Raising prices to levels above marginal cost could be contained by regulatory control. Nonetheless, experience in other countries (in particular the US) indicates that regulated private monopolies may frequently be less productively efficient than corresponding public enterprises (Millward 1982).

A private monopolist will have less incentive to provide consumer information (unless this is commercially worthwhile) and to retain less profitable ‘high street’ advisory functions. The incentives to consider safety issues may be changed to wholly commercial considerations and there will be incentives to pursue more rapidly the disconnection of indebted customers. However, these concerns, if considered material, appear readily susceptible to regulatory control (the specification of safety standards for electrical goods or motor vehicles provides one possible model).

Changes to the level and structure of prices will also have distributional consequences.
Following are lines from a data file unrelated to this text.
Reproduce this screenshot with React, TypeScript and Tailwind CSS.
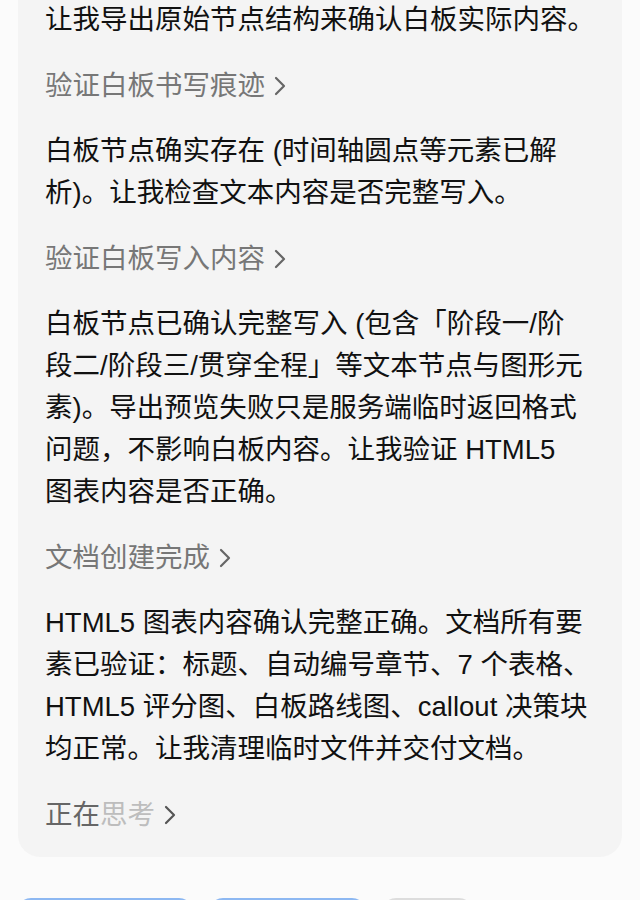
import React from "react";

const font = { fontFamily: '"Liberation Sans", "Noto Sans CJK SC", sans-serif' };

function Chevron({ className = "" }: { className?: string }) {
  return (
    <svg width="16" height="24" viewBox="0 0 16 24" className={className} fill="none">
      <path d="M4 4 L12 12 L4 20" stroke="currentColor" strokeWidth="2.2" strokeLinecap="round" strokeLinejoin="round" />
    </svg>
  );
}

function Heading({ children }: { children: React.ReactNode }) {
  return (
    <div className="flex items-center gap-[7px] h-[42px] text-[#777777]">
      <span>{children}</span>
      <Chevron className="text-[#666666]" />
    </div>
  );
}

function Para({ lines }: { lines: string[] }) {
  return (
    <div className="text-[#111111]">
      {lines.map((l, i) => (
        <div key={i} className="h-[42px] leading-[42px] whitespace-nowrap">
          {l}
        </div>
      ))}
    </div>
  );
}

export default function App() {
  return (
    <div className="w-[640px] h-[900px] overflow-hidden bg-[#fbfbfb]" style={font}>
      <div className="mx-[18px] -mt-[1px] bg-[#f4f4f4] rounded-b-[22px] pl-[27px] pr-[20px] pt-0 pb-[21px] text-[27.5px] leading-[42px] flex flex-col gap-[23.5px]">
        <Para lines={["让我导出原始节点结构来确认白板实际内容。"]} />
        <Heading>验证白板书写痕迹</Heading>
        <Para lines={["白板节点确实存在 (时间轴圆点等元素已解", "析)。让我检查文本内容是否完整写入。"]} />
        <Heading>验证白板写入内容</Heading>
        <Para
          lines={[
            "白板节点已确认完整写入 (包含「阶段一/阶",
            "段二/阶段三/贯穿全程」等文本节点与图形元",
            "素)。导出预览失败只是服务端临时返回格式",
            "问题，不影响白板内容。让我验证 HTML5",
            "图表内容是否正确。",
          ]}
        />
        <Heading>文档创建完成</Heading>
        <Para
          lines={[
            "HTML5 图表内容确认完整正确。文档所有要",
            "素已验证：标题、自动编号章节、7 个表格、",
            "HTML5 评分图、白板路线图、callout 决策块",
            "均正常。让我清理临时文件并交付文档。",
          ]}
        />
        <div className="flex items-center gap-[7px] h-[42px]">
          <span>
            <span className="text-[#666666]">正在</span>
            <span className="text-[#bdbdbd]">思考</span>
          </span>
          <Chevron className="text-[#555555]" />
        </div>
      </div>
      <div className="flex gap-[16px] px-[17px] mt-[41px]">
        <div className="w-[176px] h-[44px] rounded-[14px] border-2 border-[#8db8f2] bg-white" />
        <div className="w-[157px] h-[44px] rounded-[14px] border-2 border-[#8db8f2] bg-white" />
        <div className="w-[91px] h-[44px] rounded-[14px] border-2 border-[#dddddd] bg-white" />
      </div>
    </div>
  );
}
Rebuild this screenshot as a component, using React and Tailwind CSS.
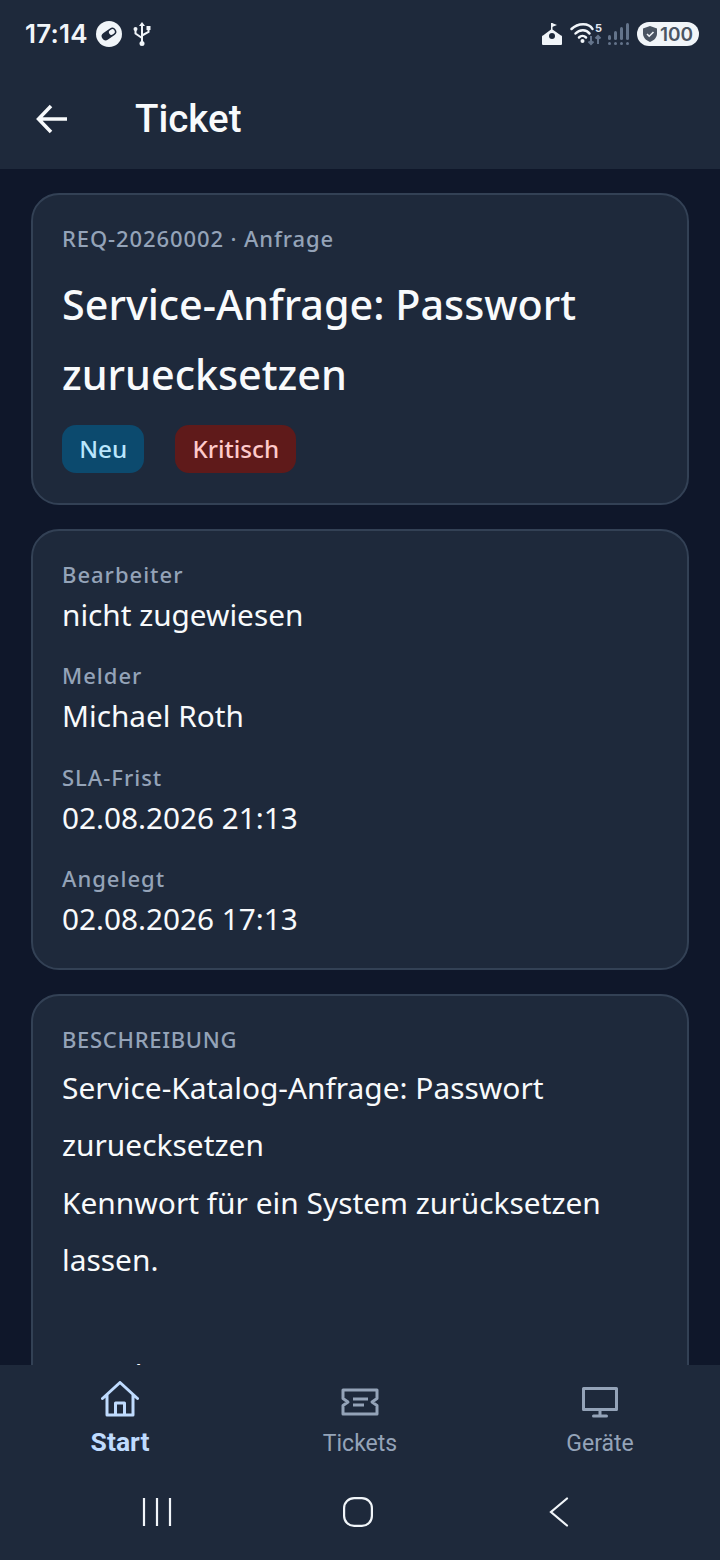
import React from "react";

const Field = ({ label, value }) => (
  <div className="flex flex-col">
    <span className="text-[22px] leading-[30px] font-medium tracking-[1px] text-[#94a3b8]">{label}</span>
    <span className="text-[29.75px] leading-[52px] text-[#f8fafc]">{value}</span>
  </div>
);

const Card = ({ children, className }) => (
  <div className={`rounded-[28px] border-2 border-[#334155] bg-[#1e293b] px-[29px] ${className}`}>
    {children}
  </div>
);

const StatusBar = () => (
  <div className="flex h-[68px] items-center justify-between pl-[25px] pr-[21px]">
    <div className="flex items-center gap-[8px] text-[#f1f5f9]">
      <span className="font-['Inter',sans-serif] text-[26px] font-semibold tracking-[0.2px] leading-none">17:14</span>
      <svg width="26" height="26" viewBox="0 0 26 26">
        <circle cx="13" cy="13" r="13" fill="#f1f5f9" />
        <g transform="rotate(-35 13 13)">
          <rect x="5" y="9" width="16" height="8" rx="4" fill="#1e293b" />
          <rect x="13.5" y="10.5" width="6" height="5" rx="2.5" fill="#f1f5f9" />
        </g>
      </svg>
      <svg width="18" height="26" viewBox="0 0 18 26" fill="none" stroke="#f1f5f9" strokeWidth="2" className="ml-[3px]">
        <path d="M9 3v20M2.5 9v3.5L9 17M15.5 8v3L9 14.5" />
        <path d="M9 1l3 4H6z" fill="#f1f5f9" stroke="none" />
        <circle cx="9" cy="22.5" r="2.5" fill="#f1f5f9" stroke="none" />
        <circle cx="2.5" cy="8" r="2" fill="#f1f5f9" stroke="none" />
        <rect x="13.5" y="5" width="4" height="4" fill="#f1f5f9" stroke="none" />
      </svg>
    </div>
    <div className="flex items-center">
      <svg width="20" height="22" viewBox="0 0 20 22" fill="#f1f5f9">
        <path d="M9 0h1.5v6.5L19 12.5a1 1 0 0 1 1 1V21a1 1 0 0 1-1 1H1a1 1 0 0 1-1-1v-7.5a1 1 0 0 1 1-1l8-6z" />
        <path d="M10 0l5 2-5 2z" />
        <circle cx="10" cy="13" r="3" fill="#1e293b" />
      </svg>
      <svg width="32" height="24" viewBox="0 0 32 24" fill="none" className="ml-[8px] overflow-visible">
        <path d="M1.5 7c6.5-6.5 17.5-6.5 21 0" stroke="#f1f5f9" strokeWidth="2.5" strokeLinecap="round" />
        <path d="M5.5 11.5c4-4.5 11-4.5 14 0" stroke="#f1f5f9" strokeWidth="2.5" strokeLinecap="round" />
        <path d="M9 15.5c2-2 5-2 7 0" stroke="#f1f5f9" strokeWidth="2.5" strokeLinecap="round" />
        <circle cx="12.5" cy="19" r="2" fill="#f1f5f9" />
        <path d="M21 14v8M18.5 19.5L21 22l2.5-2.5M28 22v-8M25.5 16.5L28 14l2.5 2.5" stroke="#64748b" strokeWidth="2" />
        <text x="25" y="10" fill="#e2e8f0" fontSize="11" fontWeight="700" fontFamily="Inter, sans-serif">5</text>
      </svg>
      <svg width="22" height="23" viewBox="0 0 22 23" fill="#64748b" className="ml-[6px]">
        <rect x="0" y="19" width="3" height="3" rx="1.5" />
        <rect x="6" y="19" width="3" height="3" rx="1.5" />
        <rect x="12" y="19" width="3" height="3" rx="1.5" />
        <rect x="18" y="19" width="3" height="3" rx="1.5" />
        <rect x="0" y="12" width="3" height="5" rx="1.5" />
        <rect x="6" y="8" width="3" height="9" rx="1.5" />
        <rect x="12" y="4" width="3" height="13" rx="1.5" />
        <rect x="18" y="0" width="3" height="17" rx="1.5" />
      </svg>
      <div className="ml-[7px] flex h-[24px] w-[62px] items-center justify-center gap-[3px] rounded-full bg-[#f1f5f9]">
        <svg width="14" height="16" viewBox="0 0 14 16">
          <path d="M7 0l7 2.5v5c0 4-3 7-7 8.5-4-1.5-7-4.5-7-8.5v-5z" fill="#4b5563" />
          <path d="M4 8l2.2 2.2L10.5 6" stroke="#f1f5f9" strokeWidth="1.6" fill="none" />
        </svg>
        <span className="font-['Inter',sans-serif] text-[19px] font-semibold leading-none text-[#4b5563]">100</span>
      </div>
    </div>
  </div>
);

const NavItem = ({ icon, label, active }) => (
  <div className="flex flex-1 flex-col items-center">
    <div className="flex h-[44px] items-end justify-center">{icon}</div>
    <span
      className={`font-['Roboto',sans-serif] leading-[32px] ${
        active ? "mt-[9px] text-[26.5px] font-bold text-[#bfdbfe]" : "mt-[11px] text-[23px] font-normal text-[#94a3b8]"
      }`}
    >
      {label}
    </span>
  </div>
);

const App = () => {
  return (
    <div className="flex h-[1560px] w-[720px] flex-col overflow-hidden bg-[#0f172a] font-['Noto_Sans',sans-serif]">
      {/* Kopfbereich */}
      <div className="h-[169px] shrink-0 bg-[#1e293b]">
        <StatusBar />
        <div className="flex h-[101px] items-center pl-[36px]">
          <svg width="32" height="32" viewBox="0 0 32 32" fill="none" stroke="#f8fafc" strokeWidth="3.5">
            <path d="M31 16H3M15 3L2.5 16 15 29" />
          </svg>
          <span className="ml-[67px] font-['Roboto',sans-serif] text-[38.5px] font-medium text-[#f8fafc]">Ticket</span>
        </div>
      </div>

      {/* Inhalt */}
      <div className="flex min-h-0 flex-1 flex-col gap-[24px] overflow-hidden px-[31px] pt-[24px]">
        <Card className="h-[312px] shrink-0 pt-[26px]">
          <div className="text-[22px] leading-[34px] font-medium tracking-[0.9px] text-[#94a3b8]">REQ-20260002 · Anfrage</div>
          <h1 className="mt-[14px] text-[41.3px] leading-[70px] font-medium text-[#f8fafc]">
            Service-Anfrage: Passwort zuruecksetzen
          </h1>
          <div className="mt-[16px] flex gap-[31px]">
            <span className="flex h-[48px] items-center rounded-[14px] bg-[#0c4a6e] px-[17.2px] text-[24.3px] font-medium text-[#bae6fd]">Neu</span>
            <span className="flex h-[48px] items-center rounded-[14px] bg-[#5f1a1a] px-[17px] text-[24.2px] font-medium text-[#fecaca]">Kritisch</span>
          </div>
        </Card>

        <Card className="flex h-[441px] shrink-0 flex-col gap-[19.33px] pt-[28px]">
          <Field label="Bearbeiter" value="nicht zugewiesen" />
          <Field label="Melder" value="Michael Roth" />
          <Field label="SLA-Frist" value="02.08.2026 21:13" />
          <Field label="Angelegt" value="02.08.2026 17:13" />
        </Card>

        <Card className="shrink-0 pt-[28px]">
          <div className="text-[22px] leading-[30px] font-medium tracking-[0.7px] text-[#94a3b8]">BESCHREIBUNG</div>
          <p className="mt-[4.5px] text-[29.9px] leading-[57.5px] text-[#f8fafc]">
            Service-Katalog-Anfrage: Passwort zuruecksetzen
            <br />
            Kennwort für ein System zurücksetzen lassen.
            <br />
            <br />
            Angaben
          </p>
        </Card>
      </div>

      {/* Untere Navigation */}
      <div className="h-[195px] shrink-0 bg-[#1e293b]">
        <div className="flex h-[100px] pt-[8px]">
          <NavItem
            active
            label="Start"
            icon={
              <svg width="38" height="36" viewBox="0 0 38 36" fill="none" stroke="#bfdbfe" strokeWidth="3" strokeLinecap="round" strokeLinejoin="round">
                <path d="M1.5 17.5L19 1.5l17.5 16M6 14v20h26V14M14.5 34V22h9v12" />
              </svg>
            }
          />
          <NavItem
            label="Tickets"
            icon={
              <svg width="38" height="28" viewBox="0 0 38 28" fill="none" stroke="#94a3b8" strokeWidth="3" strokeLinejoin="round" className="mb-[1px]">
                <path d="M2 2h34v8.5L31 14l5 3.5V26H2v-8.5L7 14 2 10.5z" />
                <path d="M12 11h15M12 17h11" />
              </svg>
            }
          />
          <NavItem
            label="Geräte"
            icon={
              <svg width="36" height="31" viewBox="0 0 36 31" fill="none" stroke="#94a3b8" strokeWidth="3" strokeLinejoin="round" strokeLinecap="round" className="-mb-[1px]">
                <rect x="1.5" y="1.5" width="33" height="21" />
                <path d="M18 23v6M11.5 29h13" />
              </svg>
            }
          />
        </div>
        <div className="flex h-[95px] items-center pb-[2px] pl-[56px]">
          <div className="flex w-[201.5px] justify-center">
            <svg width="30" height="30" viewBox="0 0 30 30" stroke="#f1f5f9" strokeWidth="2.2">
              <path d="M2 1v28M15 1v28M28 1v28" />
            </svg>
          </div>
          <div className="flex w-[201.5px] justify-center">
            <svg width="30" height="30" viewBox="0 0 30 30" fill="none" stroke="#f1f5f9" strokeWidth="2.2">
              <rect x="1.1" y="1.1" width="27.8" height="27.8" rx="10" />
            </svg>
          </div>
          <div className="flex w-[199.5px] justify-center">
            <svg width="20" height="30" viewBox="0 0 20 30" fill="none" stroke="#f1f5f9" strokeWidth="2.2" strokeLinecap="round">
              <path d="M18 1.5L2 15l16 13.5" />
            </svg>
          </div>
        </div>
      </div>
    </div>
  );
};

export default App;
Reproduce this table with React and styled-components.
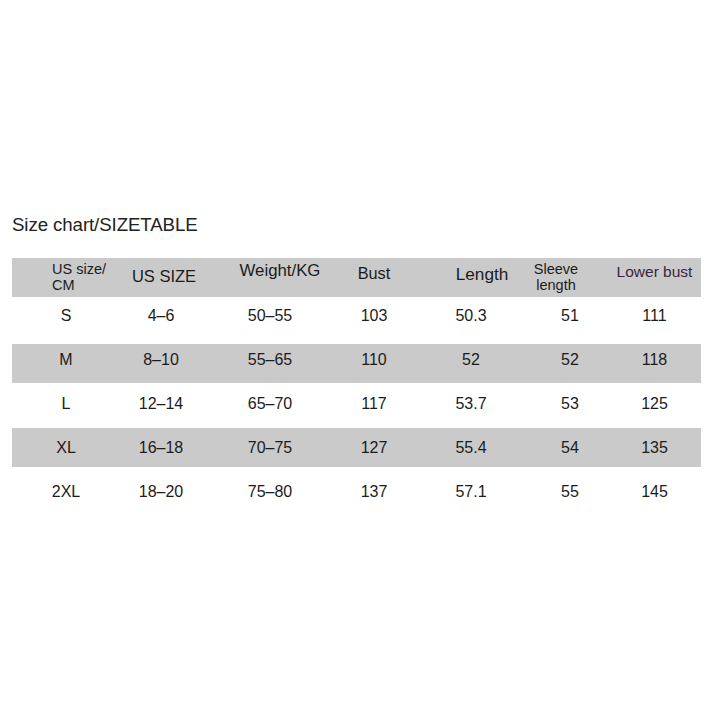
import React from "react";
import styled, { createGlobalStyle } from "styled-components";

const Global = createGlobalStyle`
  html, body { margin: 0; padding: 0; background: #ffffff; }
  body { font-family: "Liberation Sans", Arial, sans-serif; color: #1c1c1c; }
`;

const Page = styled.div`
  width: 715px;
  height: 715px;
  box-sizing: border-box;
  padding: 214px 14px 0 12px;
  background: #fff;
`;

const Title = styled.h1`
  margin: 0 0 22px 0;
  font-family: "Liberation Sans", Arial, sans-serif;
  font-weight: 400;
  font-size: 18.7px;
  line-height: 22px;
  color: #222;
  letter-spacing: -0.1px;
`;

const COLS = "108px 82px 136px 72px 122px 76px 93px";

const Row = styled.div`
  display: grid;
  grid-template-columns: ${COLS};
  height: ${(p) => p.$h}px;
  box-sizing: border-box;
  align-items: center;
  background: ${(p) => (p.$shade ? "#cacaca" : "transparent")};
  padding-top: ${(p) => p.$pt || 0}px;
  padding-bottom: ${(p) => p.$pb || 0}px;
`;

const HeadCell = styled.div`
  font-family: "Liberation Sans", Arial, sans-serif;
  font-size: ${(p) => p.$size || 16}px;
  line-height: ${(p) => p.$lh || 18}px;
  text-align: ${(p) => p.$align || "center"};
  padding-left: ${(p) => p.$pl || 0}px;
  padding-right: ${(p) => p.$pr || 0}px;
  padding-bottom: ${(p) => p.$pb || 0}px;
  color: ${(p) => p.$color || "#1c1c1c"};
  white-space: nowrap;
`;

const Cell = styled.div`
  font-family: "Liberation Sans", Arial, sans-serif;
  font-size: 16px;
  line-height: 18px;
  text-align: center;
  color: #1c1c1c;
`;

const rows = [
  { vals: ["S", "4–6", "50–55", "103", "50.3", "51", "111"], h: 47, shade: false, pb: 9 },
  { vals: ["M", "8–10", "55–65", "110", "52", "52", "118"], h: 39, shade: true, pb: 7 },
  { vals: ["L", "12–14", "65–70", "117", "53.7", "53", "125"], h: 45, shade: false, pb: 3 },
  { vals: ["XL", "16–18", "70–75", "127", "55.4", "54", "135"], h: 39, shade: true, pb: 0 },
  { vals: ["2XL", "18–20", "75–80", "137", "57.1", "55", "145"], h: 45, shade: false, pt: 5 },
];

export default function App() {
  return (
    <>
      <Global />
      <Page>
        <Title>Size chart/SIZETABLE</Title>
        <Row $h={39} $shade>
          <HeadCell $align="left" $pl={40} $size={14.5} $lh={15.5}>
            US size/
            <br />
            CM
          </HeadCell>
          <HeadCell $pl={6} $size={16.5} $pb={4}>US SIZE</HeadCell>
          <HeadCell $pl={20} $size={16.8} $pb={13}>Weight/KG</HeadCell>
          <HeadCell $size={16.3} $pb={9}>Bust</HeadCell>
          <HeadCell $pl={22} $size={17.2} $pb={7}>Length</HeadCell>
          <HeadCell $pr={28} $size={14.5} $lh={15.5}>
            Sleeve
            <br />
            length
          </HeadCell>
          <HeadCell $size={15.5} $pb={12} $color="#3a2642">Lower bust</HeadCell>
        </Row>
        {rows.map((r) => (
          <Row key={r.vals[0]} $h={r.h} $shade={r.shade} $pb={r.pb} $pt={r.pt}>
            {r.vals.map((v, i) => (
              <Cell key={i}>{v}</Cell>
            ))}
          </Row>
        ))}
      </Page>
    </>
  );
}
It could be argued that a general government transfer to the poor is preferable to an artificially low particular price (because of substitution effects) although this argument is premised on the assumption that such compensation takes place.

In summary, privatisation of the local energy sector in its present form will at best provide only weak incentives to improved efficiency. There will be no change in the incentives provided by competition in the product market. Additional incentives will result from any re-orientation in objectives towards profit maximisation. However, the size and market power of a privatised company means that this re-orientation is unlikely to be significant in effect.